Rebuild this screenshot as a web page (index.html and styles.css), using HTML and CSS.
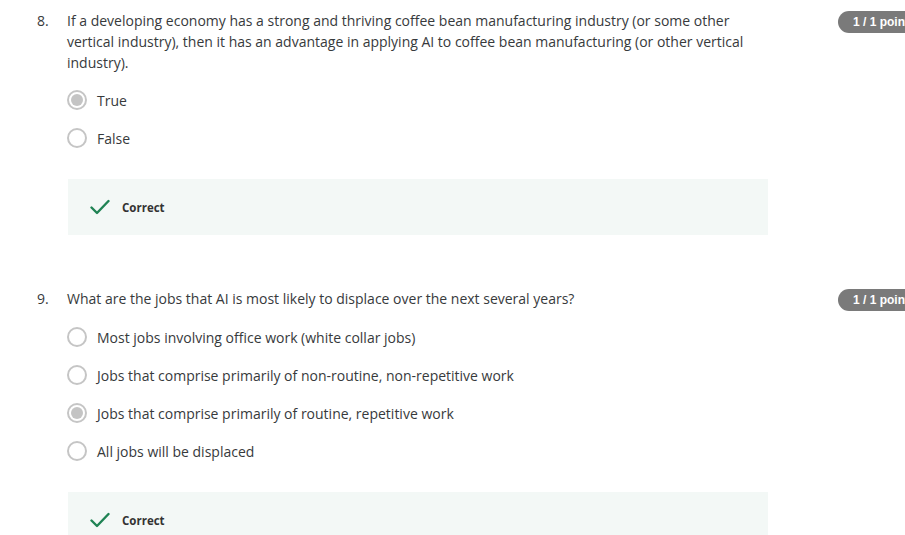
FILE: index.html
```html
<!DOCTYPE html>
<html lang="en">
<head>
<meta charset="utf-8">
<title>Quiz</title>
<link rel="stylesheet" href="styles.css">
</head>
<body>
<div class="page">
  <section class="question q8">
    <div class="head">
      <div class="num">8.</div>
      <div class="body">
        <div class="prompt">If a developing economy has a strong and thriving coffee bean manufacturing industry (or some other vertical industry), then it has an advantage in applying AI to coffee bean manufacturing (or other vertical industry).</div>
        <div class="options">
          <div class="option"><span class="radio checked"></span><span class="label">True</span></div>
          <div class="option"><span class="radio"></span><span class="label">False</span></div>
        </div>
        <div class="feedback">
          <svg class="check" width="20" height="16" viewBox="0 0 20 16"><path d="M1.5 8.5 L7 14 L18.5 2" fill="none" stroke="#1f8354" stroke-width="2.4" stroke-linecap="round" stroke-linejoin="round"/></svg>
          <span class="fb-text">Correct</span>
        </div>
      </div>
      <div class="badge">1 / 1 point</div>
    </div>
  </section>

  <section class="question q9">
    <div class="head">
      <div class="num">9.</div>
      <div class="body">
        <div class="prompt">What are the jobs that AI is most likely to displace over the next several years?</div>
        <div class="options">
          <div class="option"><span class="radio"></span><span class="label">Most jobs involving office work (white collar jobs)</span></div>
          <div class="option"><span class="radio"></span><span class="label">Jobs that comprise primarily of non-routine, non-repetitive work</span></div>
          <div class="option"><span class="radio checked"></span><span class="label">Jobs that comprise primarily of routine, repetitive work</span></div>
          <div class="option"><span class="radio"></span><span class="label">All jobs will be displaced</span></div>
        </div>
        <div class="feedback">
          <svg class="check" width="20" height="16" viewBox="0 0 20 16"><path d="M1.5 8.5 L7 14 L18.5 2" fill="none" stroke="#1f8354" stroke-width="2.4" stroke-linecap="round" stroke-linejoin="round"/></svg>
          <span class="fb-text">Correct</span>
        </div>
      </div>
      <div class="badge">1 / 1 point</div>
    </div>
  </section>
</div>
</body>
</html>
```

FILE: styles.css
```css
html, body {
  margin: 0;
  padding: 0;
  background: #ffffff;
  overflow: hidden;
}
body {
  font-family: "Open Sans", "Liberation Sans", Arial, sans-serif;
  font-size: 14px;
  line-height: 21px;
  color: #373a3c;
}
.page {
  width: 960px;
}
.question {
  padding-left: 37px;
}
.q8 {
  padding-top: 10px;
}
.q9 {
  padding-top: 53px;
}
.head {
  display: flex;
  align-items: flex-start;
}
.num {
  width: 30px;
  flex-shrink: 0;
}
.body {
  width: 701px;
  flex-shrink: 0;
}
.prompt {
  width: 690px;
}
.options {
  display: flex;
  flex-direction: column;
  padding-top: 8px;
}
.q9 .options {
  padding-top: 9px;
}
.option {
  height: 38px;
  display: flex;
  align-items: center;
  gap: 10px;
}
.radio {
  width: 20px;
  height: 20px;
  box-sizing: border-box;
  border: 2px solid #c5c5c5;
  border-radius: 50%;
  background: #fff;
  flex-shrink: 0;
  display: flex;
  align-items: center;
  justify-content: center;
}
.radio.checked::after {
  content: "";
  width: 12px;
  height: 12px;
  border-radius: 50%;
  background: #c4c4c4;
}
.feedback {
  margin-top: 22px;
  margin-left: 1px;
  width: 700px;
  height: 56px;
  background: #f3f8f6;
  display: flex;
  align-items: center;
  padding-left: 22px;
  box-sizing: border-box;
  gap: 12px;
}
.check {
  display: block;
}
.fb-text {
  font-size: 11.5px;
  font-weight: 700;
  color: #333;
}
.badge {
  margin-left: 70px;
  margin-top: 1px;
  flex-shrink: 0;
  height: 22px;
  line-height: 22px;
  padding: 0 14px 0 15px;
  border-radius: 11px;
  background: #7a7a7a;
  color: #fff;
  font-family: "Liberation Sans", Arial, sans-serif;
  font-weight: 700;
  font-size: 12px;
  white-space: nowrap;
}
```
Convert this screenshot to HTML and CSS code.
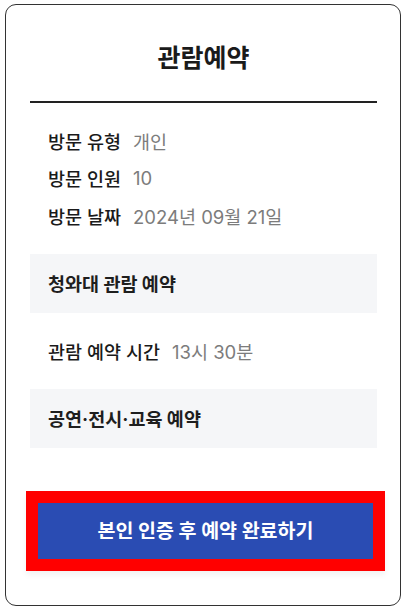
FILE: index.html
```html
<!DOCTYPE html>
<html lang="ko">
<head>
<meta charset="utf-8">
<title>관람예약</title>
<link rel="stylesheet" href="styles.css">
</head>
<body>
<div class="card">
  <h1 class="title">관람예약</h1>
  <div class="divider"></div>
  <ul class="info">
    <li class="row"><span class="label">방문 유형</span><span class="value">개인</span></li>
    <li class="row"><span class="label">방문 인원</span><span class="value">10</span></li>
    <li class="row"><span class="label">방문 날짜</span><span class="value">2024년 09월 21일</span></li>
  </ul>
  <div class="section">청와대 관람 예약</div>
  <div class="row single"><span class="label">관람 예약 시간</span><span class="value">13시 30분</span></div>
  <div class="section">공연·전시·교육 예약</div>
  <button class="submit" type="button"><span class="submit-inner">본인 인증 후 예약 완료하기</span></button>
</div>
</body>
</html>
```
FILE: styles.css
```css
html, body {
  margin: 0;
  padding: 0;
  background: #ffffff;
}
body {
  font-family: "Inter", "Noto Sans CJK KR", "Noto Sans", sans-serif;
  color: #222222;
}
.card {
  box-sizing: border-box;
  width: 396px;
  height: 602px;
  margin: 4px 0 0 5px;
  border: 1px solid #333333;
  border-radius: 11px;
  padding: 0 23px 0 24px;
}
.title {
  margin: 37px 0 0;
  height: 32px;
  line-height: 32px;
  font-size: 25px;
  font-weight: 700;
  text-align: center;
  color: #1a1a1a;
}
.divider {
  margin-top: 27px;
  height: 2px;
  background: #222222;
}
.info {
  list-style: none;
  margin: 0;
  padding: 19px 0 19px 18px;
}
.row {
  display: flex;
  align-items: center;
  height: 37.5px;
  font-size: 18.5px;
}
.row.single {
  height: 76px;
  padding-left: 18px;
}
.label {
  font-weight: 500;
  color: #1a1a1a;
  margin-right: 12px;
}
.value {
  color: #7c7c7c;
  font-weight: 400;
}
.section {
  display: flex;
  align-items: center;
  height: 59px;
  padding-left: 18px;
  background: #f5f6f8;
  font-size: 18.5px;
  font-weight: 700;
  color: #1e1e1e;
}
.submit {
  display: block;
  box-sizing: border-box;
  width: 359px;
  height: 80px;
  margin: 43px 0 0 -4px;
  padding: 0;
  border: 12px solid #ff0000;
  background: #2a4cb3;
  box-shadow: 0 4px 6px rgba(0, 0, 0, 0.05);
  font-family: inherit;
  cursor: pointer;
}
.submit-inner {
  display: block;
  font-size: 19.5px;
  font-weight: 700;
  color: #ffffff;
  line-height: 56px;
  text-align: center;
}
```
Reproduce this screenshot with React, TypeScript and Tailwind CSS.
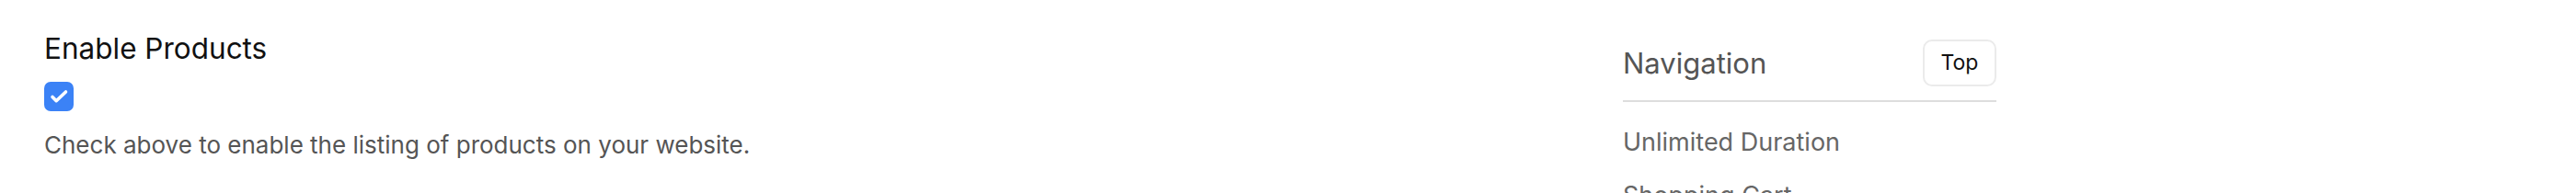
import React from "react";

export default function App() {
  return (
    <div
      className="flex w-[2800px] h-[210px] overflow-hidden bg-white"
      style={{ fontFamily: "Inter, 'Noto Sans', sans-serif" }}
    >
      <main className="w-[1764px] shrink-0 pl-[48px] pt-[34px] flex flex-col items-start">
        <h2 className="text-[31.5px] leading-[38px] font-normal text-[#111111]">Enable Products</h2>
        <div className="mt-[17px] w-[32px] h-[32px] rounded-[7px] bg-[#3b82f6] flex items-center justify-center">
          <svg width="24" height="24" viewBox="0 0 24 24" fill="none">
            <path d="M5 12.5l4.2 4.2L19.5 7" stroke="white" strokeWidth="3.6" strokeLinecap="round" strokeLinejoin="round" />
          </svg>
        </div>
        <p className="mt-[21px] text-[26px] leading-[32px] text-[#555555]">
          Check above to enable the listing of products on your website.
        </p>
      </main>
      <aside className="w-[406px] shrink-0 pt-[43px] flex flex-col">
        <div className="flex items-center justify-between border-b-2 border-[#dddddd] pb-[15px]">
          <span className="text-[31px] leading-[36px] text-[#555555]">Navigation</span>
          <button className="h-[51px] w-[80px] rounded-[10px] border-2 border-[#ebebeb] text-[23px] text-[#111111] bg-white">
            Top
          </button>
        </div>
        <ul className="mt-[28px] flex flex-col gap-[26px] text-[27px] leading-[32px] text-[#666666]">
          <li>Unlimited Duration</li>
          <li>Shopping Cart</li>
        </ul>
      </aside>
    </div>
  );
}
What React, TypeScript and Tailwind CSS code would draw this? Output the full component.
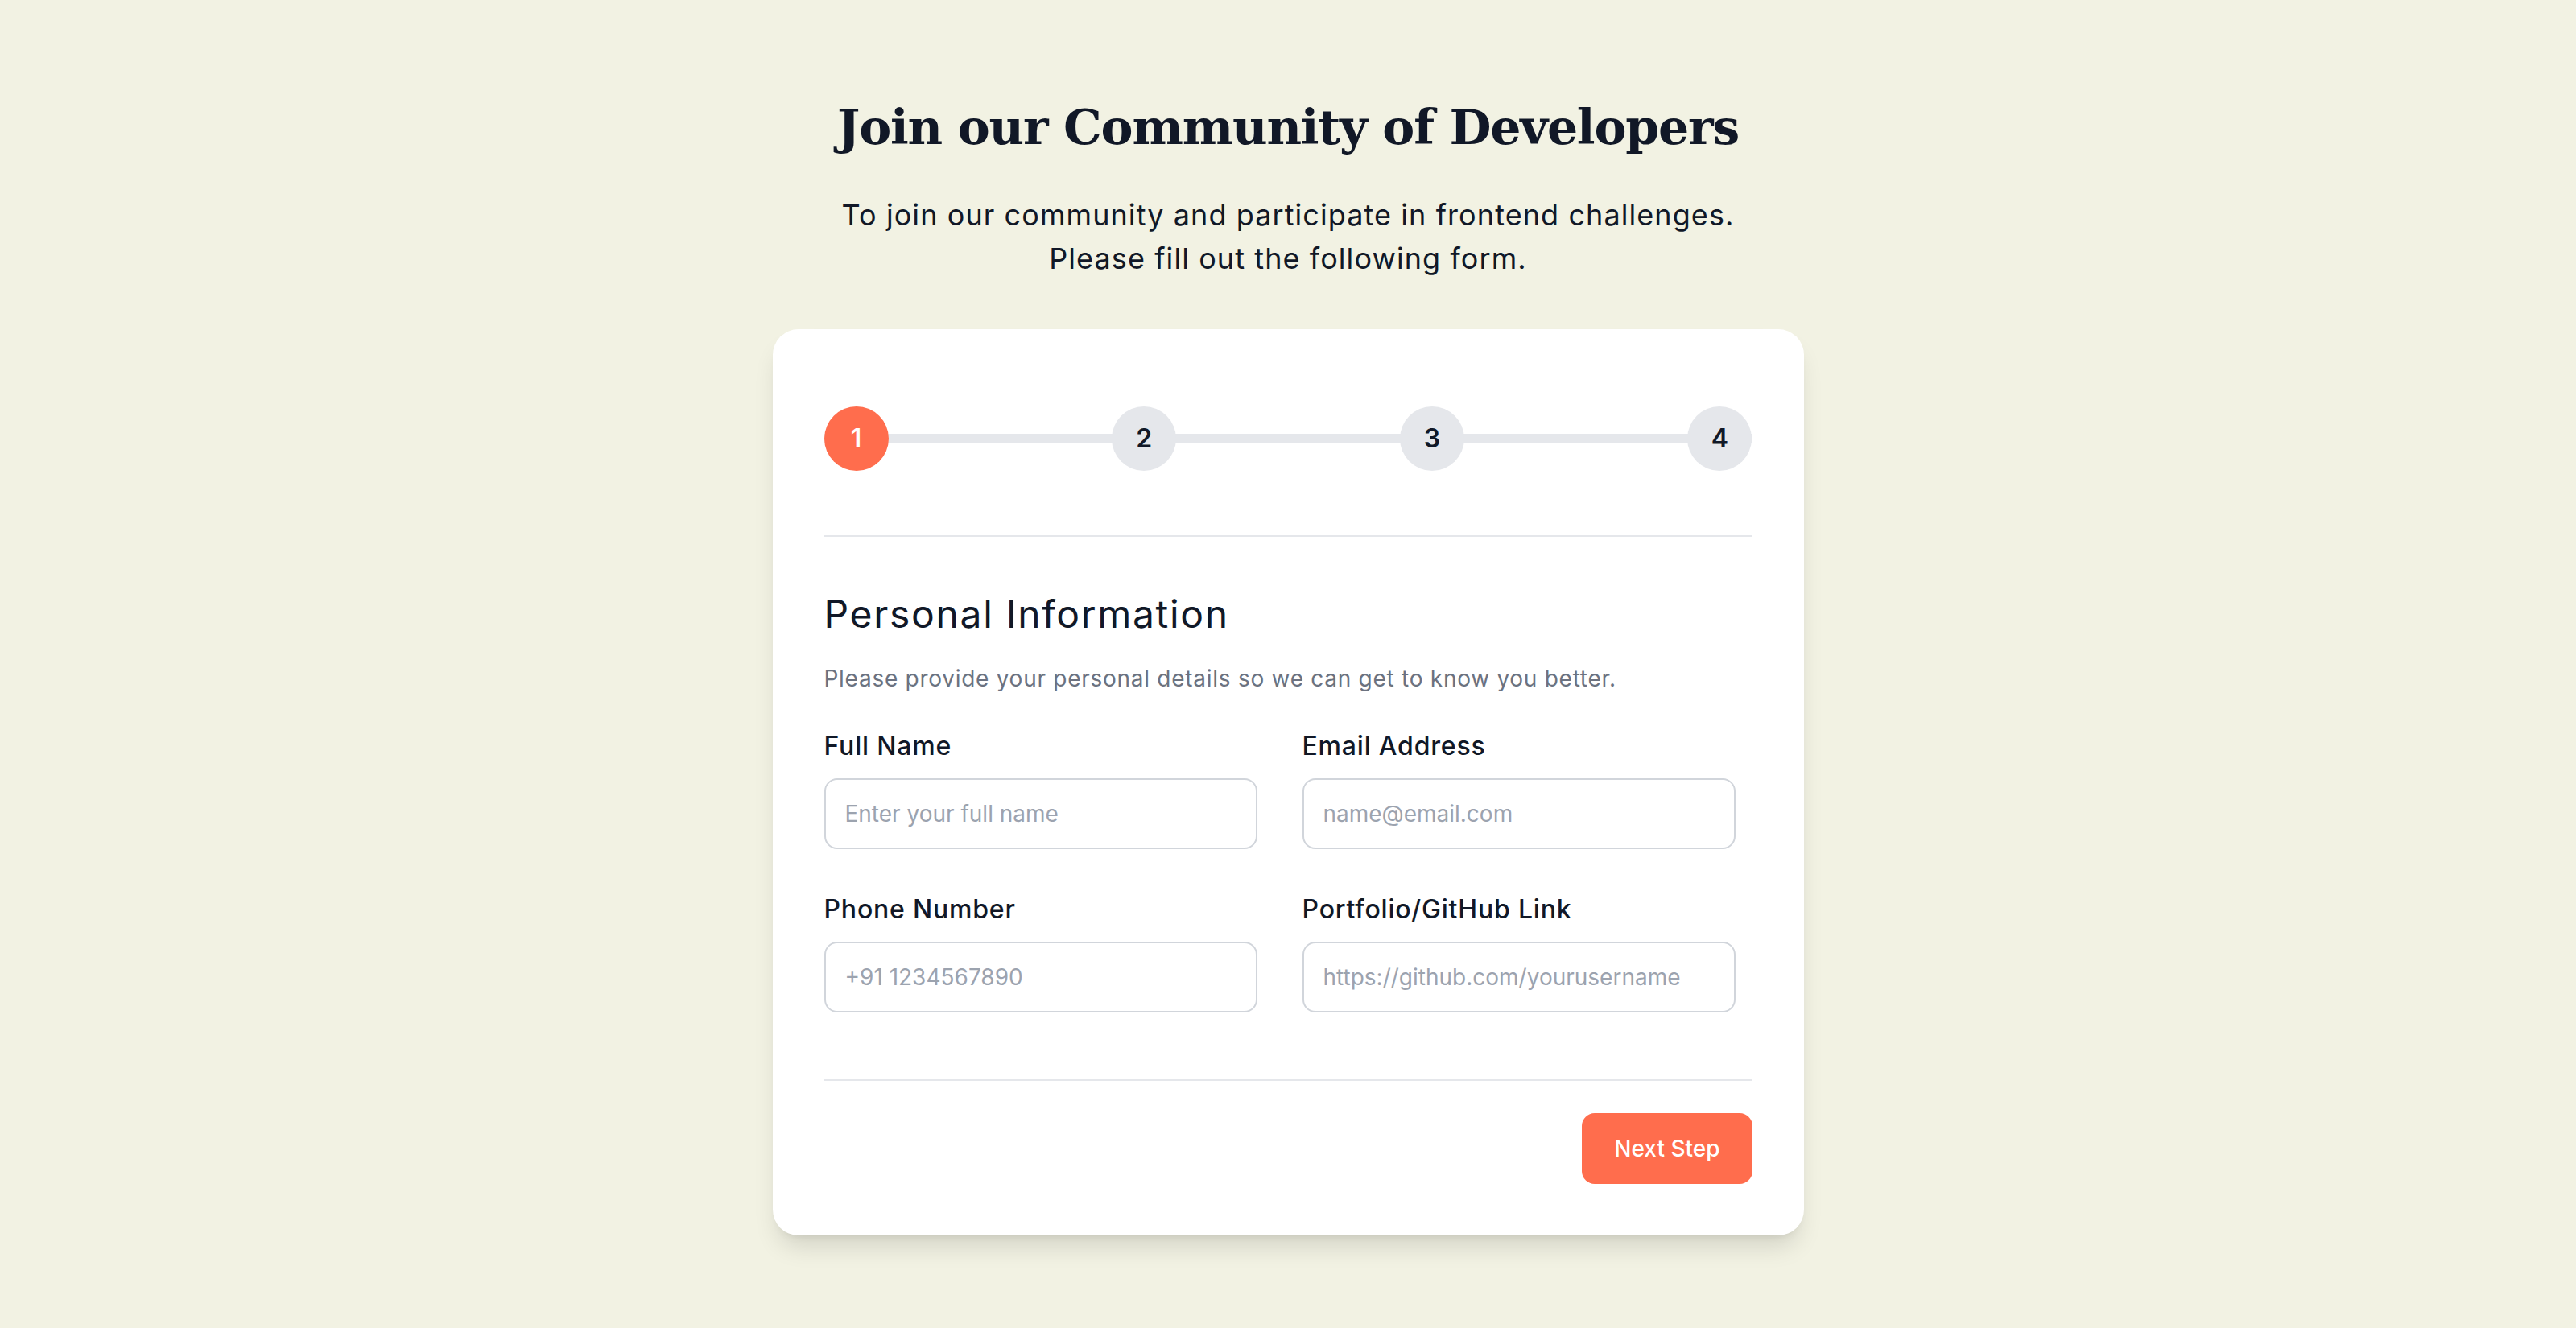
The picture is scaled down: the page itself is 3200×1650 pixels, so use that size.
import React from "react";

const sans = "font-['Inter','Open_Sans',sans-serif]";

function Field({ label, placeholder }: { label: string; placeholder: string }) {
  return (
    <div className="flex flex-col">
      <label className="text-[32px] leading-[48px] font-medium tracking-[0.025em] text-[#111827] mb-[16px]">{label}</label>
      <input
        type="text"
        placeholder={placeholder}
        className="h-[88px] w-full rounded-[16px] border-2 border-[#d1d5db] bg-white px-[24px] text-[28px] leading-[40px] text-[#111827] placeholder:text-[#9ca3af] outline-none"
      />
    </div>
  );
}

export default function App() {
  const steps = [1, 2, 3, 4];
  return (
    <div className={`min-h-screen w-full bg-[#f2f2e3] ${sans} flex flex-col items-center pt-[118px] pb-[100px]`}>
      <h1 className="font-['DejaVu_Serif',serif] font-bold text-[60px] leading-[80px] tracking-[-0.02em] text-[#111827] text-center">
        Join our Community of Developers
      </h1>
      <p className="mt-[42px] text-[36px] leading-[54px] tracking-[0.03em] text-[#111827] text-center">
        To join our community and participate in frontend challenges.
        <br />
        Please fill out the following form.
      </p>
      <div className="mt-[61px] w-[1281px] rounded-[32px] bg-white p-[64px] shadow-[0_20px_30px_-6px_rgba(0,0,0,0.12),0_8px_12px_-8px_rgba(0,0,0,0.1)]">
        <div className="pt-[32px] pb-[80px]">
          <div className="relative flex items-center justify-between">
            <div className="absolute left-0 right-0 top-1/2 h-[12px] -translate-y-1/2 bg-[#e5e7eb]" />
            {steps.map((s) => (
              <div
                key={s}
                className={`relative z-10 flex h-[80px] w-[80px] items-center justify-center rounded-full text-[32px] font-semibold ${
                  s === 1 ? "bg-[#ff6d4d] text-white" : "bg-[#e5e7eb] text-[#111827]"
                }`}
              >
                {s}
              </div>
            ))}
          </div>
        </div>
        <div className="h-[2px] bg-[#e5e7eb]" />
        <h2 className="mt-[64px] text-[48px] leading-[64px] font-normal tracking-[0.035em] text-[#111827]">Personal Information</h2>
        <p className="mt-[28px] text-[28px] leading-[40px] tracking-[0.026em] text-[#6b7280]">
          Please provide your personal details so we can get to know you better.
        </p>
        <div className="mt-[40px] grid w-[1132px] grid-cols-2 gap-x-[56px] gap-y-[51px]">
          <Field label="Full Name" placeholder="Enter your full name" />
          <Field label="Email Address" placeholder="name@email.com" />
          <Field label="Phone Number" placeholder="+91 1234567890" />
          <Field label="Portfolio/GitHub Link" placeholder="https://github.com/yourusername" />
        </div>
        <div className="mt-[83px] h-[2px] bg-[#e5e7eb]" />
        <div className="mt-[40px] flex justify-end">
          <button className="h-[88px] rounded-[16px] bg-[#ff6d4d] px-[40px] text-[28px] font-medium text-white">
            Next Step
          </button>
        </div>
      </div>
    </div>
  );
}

### The problem
Find each line with the string "full" and copy it out.

### Solved problem
What React, TypeScript and Tailwind CSS code would draw this? Output the full component.
        className="h-[88px] w-full rounded-[16px] border-2 border-[#d1d5db] bg-white px-[24px] text-[28px] leading-[40px] text-[#111827] placeholder:text-[#9ca3af] outline-none"
    <div className={`min-h-screen w-full bg-[#f2f2e3] ${sans} flex flex-col items-center pt-[118px] pb-[100px]`}>
                className={`relative z-10 flex h-[80px] w-[80px] items-center justify-center rounded-full text-[32px] font-semibold ${
          <Field label="Full Name" placeholder="Enter your full name" />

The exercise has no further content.